* **EXERCISE GOAL**
Render the following material again verbatim, leaving nothing out.

* **DATA PROVIDED**

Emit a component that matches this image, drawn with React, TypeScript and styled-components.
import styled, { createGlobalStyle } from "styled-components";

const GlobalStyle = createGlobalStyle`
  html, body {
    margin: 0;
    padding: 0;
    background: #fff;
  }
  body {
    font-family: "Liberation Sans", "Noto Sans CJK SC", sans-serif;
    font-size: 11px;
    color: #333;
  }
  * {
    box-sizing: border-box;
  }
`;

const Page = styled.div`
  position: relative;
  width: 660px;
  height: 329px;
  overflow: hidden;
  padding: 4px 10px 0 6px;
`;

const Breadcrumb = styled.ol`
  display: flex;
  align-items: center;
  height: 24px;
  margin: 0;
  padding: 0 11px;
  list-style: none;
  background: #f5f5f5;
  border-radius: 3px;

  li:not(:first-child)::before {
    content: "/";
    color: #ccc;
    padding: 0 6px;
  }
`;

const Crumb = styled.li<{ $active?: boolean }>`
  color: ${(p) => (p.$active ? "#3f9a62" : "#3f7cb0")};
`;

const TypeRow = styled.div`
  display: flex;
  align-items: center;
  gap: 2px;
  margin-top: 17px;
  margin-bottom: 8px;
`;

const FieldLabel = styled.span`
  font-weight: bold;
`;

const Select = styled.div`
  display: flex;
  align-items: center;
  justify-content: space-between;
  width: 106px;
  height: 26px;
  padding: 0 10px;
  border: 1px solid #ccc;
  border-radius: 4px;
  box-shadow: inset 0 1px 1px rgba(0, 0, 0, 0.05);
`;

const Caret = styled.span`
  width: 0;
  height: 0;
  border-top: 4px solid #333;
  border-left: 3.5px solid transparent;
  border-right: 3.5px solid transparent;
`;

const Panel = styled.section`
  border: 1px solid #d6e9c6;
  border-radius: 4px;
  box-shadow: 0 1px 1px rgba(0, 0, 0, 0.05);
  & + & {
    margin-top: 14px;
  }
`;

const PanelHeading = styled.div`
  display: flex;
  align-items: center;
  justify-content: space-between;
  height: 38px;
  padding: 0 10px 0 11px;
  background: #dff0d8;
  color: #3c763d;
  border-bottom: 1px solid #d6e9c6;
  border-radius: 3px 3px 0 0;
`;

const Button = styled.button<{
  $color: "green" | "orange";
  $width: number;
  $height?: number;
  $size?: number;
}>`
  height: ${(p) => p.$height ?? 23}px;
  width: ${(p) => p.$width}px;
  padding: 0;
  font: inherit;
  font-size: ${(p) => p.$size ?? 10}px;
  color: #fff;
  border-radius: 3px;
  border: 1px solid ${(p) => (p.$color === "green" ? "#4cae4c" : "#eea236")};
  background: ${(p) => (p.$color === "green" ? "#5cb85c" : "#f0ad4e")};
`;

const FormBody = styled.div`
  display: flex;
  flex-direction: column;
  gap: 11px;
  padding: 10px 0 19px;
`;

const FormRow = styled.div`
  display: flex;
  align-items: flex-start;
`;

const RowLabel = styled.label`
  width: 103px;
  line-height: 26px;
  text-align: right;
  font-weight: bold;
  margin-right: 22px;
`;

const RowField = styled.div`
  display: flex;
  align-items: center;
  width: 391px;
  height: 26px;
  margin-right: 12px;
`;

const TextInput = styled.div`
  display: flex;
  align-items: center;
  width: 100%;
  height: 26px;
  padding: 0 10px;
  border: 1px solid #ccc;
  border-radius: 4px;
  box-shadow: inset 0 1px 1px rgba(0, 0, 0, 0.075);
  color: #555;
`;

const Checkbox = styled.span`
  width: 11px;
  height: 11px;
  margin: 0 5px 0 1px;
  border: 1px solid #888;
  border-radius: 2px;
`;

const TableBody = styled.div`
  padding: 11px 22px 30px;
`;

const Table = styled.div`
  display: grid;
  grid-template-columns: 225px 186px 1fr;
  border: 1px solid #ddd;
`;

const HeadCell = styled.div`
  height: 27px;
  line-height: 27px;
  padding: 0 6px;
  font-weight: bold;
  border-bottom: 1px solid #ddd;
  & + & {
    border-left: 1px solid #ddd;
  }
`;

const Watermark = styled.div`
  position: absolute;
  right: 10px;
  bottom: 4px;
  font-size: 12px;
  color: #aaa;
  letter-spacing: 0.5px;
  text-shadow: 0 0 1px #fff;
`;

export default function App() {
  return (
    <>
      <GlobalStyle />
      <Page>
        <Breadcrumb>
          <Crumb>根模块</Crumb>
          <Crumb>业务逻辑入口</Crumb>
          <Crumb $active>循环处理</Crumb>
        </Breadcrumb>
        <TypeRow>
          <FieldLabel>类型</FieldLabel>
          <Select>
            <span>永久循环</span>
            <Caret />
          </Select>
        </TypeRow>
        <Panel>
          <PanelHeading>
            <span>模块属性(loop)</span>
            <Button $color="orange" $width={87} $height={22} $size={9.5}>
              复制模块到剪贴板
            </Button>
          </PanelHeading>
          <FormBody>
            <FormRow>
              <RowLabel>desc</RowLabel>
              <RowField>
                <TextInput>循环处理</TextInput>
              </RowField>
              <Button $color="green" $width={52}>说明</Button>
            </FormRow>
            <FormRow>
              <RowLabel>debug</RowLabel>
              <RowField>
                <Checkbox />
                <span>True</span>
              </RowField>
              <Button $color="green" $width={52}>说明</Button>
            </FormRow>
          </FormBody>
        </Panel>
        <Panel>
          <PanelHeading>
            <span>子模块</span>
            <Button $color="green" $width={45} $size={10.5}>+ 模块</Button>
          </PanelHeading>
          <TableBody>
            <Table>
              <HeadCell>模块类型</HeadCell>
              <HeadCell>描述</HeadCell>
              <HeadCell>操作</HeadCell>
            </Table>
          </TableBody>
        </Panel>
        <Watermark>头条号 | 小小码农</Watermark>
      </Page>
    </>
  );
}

* **RESULT**
Emit a component that matches this image, drawn with React, TypeScript and styled-components.
import styled, { createGlobalStyle } from "styled-components";

const GlobalStyle = createGlobalStyle`
  html, body {
    margin: 0;
    padding: 0;
    background: #fff;
  }
  body {
    font-family: "Liberation Sans", "Noto Sans CJK SC", sans-serif;
    font-size: 11px;
    color: #333;
  }
  * {
    box-sizing: border-box;
  }
`;

const Page = styled.div`
  position: relative;
  width: 660px;
  height: 329px;
  overflow: hidden;
  padding: 4px 10px 0 6px;
`;

const Breadcrumb = styled.ol`
  display: flex;
  align-items: center;
  height: 24px;
  margin: 0;
  padding: 0 11px;
  list-style: none;
  background: #f5f5f5;
  border-radius: 3px;

  li:not(:first-child)::before {
    content: "/";
    color: #ccc;
    padding: 0 6px;
  }
`;

const Crumb = styled.li<{ $active?: boolean }>`
  color: ${(p) => (p.$active ? "#3f9a62" : "#3f7cb0")};
`;

const TypeRow = styled.div`
  display: flex;
  align-items: center;
  gap: 2px;
  margin-top: 17px;
  margin-bottom: 8px;
`;

const FieldLabel = styled.span`
  font-weight: bold;
`;

const Select = styled.div`
  display: flex;
  align-items: center;
  justify-content: space-between;
  width: 106px;
  height: 26px;
  padding: 0 10px;
  border: 1px solid #ccc;
  border-radius: 4px;
  box-shadow: inset 0 1px 1px rgba(0, 0, 0, 0.05);
`;

const Caret = styled.span`
  width: 0;
  height: 0;
  border-top: 4px solid #333;
  border-left: 3.5px solid transparent;
  border-right: 3.5px solid transparent;
`;

const Panel = styled.section`
  border: 1px solid #d6e9c6;
  border-radius: 4px;
  box-shadow: 0 1px 1px rgba(0, 0, 0, 0.05);
  & + & {
    margin-top: 14px;
  }
`;

const PanelHeading = styled.div`
  display: flex;
  align-items: center;
  justify-content: space-between;
  height: 38px;
  padding: 0 10px 0 11px;
  background: #dff0d8;
  color: #3c763d;
  border-bottom: 1px solid #d6e9c6;
  border-radius: 3px 3px 0 0;
`;

const Button = styled.button<{
  $color: "green" | "orange";
  $width: number;
  $height?: number;
  $size?: number;
}>`
  height: ${(p) => p.$height ?? 23}px;
  width: ${(p) => p.$width}px;
  padding: 0;
  font: inherit;
  font-size: ${(p) => p.$size ?? 10}px;
  color: #fff;
  border-radius: 3px;
  border: 1px solid ${(p) => (p.$color === "green" ? "#4cae4c" : "#eea236")};
  background: ${(p) => (p.$color === "green" ? "#5cb85c" : "#f0ad4e")};
`;

const FormBody = styled.div`
  display: flex;
  flex-direction: column;
  gap: 11px;
  padding: 10px 0 19px;
`;

const FormRow = styled.div`
  display: flex;
  align-items: flex-start;
`;

const RowLabel = styled.label`
  width: 103px;
  line-height: 26px;
  text-align: right;
  font-weight: bold;
  margin-right: 22px;
`;

const RowField = styled.div`
  display: flex;
  align-items: center;
  width: 391px;
  height: 26px;
  margin-right: 12px;
`;

const TextInput = styled.div`
  display: flex;
  align-items: center;
  width: 100%;
  height: 26px;
  padding: 0 10px;
  border: 1px solid #ccc;
  border-radius: 4px;
  box-shadow: inset 0 1px 1px rgba(0, 0, 0, 0.075);
  color: #555;
`;

const Checkbox = styled.span`
  width: 11px;
  height: 11px;
  margin: 0 5px 0 1px;
  border: 1px solid #888;
  border-radius: 2px;
`;

const TableBody = styled.div`
  padding: 11px 22px 30px;
`;

const Table = styled.div`
  display: grid;
  grid-template-columns: 225px 186px 1fr;
  border: 1px solid #ddd;
`;

const HeadCell = styled.div`
  height: 27px;
  line-height: 27px;
  padding: 0 6px;
  font-weight: bold;
  border-bottom: 1px solid #ddd;
  & + & {
    border-left: 1px solid #ddd;
  }
`;

const Watermark = styled.div`
  position: absolute;
  right: 10px;
  bottom: 4px;
  font-size: 12px;
  color: #aaa;
  letter-spacing: 0.5px;
  text-shadow: 0 0 1px #fff;
`;

export default function App() {
  return (
    <>
      <GlobalStyle />
      <Page>
        <Breadcrumb>
          <Crumb>根模块</Crumb>
          <Crumb>业务逻辑入口</Crumb>
          <Crumb $active>循环处理</Crumb>
        </Breadcrumb>
        <TypeRow>
          <FieldLabel>类型</FieldLabel>
          <Select>
            <span>永久循环</span>
            <Caret />
          </Select>
        </TypeRow>
        <Panel>
          <PanelHeading>
            <span>模块属性(loop)</span>
            <Button $color="orange" $width={87} $height={22} $size={9.5}>
              复制模块到剪贴板
            </Button>
          </PanelHeading>
          <FormBody>
            <FormRow>
              <RowLabel>desc</RowLabel>
              <RowField>
                <TextInput>循环处理</TextInput>
              </RowField>
              <Button $color="green" $width={52}>说明</Button>
            </FormRow>
            <FormRow>
              <RowLabel>debug</RowLabel>
              <RowField>
                <Checkbox />
                <span>True</span>
              </RowField>
              <Button $color="green" $width={52}>说明</Button>
            </FormRow>
          </FormBody>
        </Panel>
        <Panel>
          <PanelHeading>
            <span>子模块</span>
            <Button $color="green" $width={45} $size={10.5}>+ 模块</Button>
          </PanelHeading>
          <TableBody>
            <Table>
              <HeadCell>模块类型</HeadCell>
              <HeadCell>描述</HeadCell>
              <HeadCell>操作</HeadCell>
            </Table>
          </TableBody>
        </Panel>
        <Watermark>头条号 | 小小码农</Watermark>
      </Page>
    </>
  );
}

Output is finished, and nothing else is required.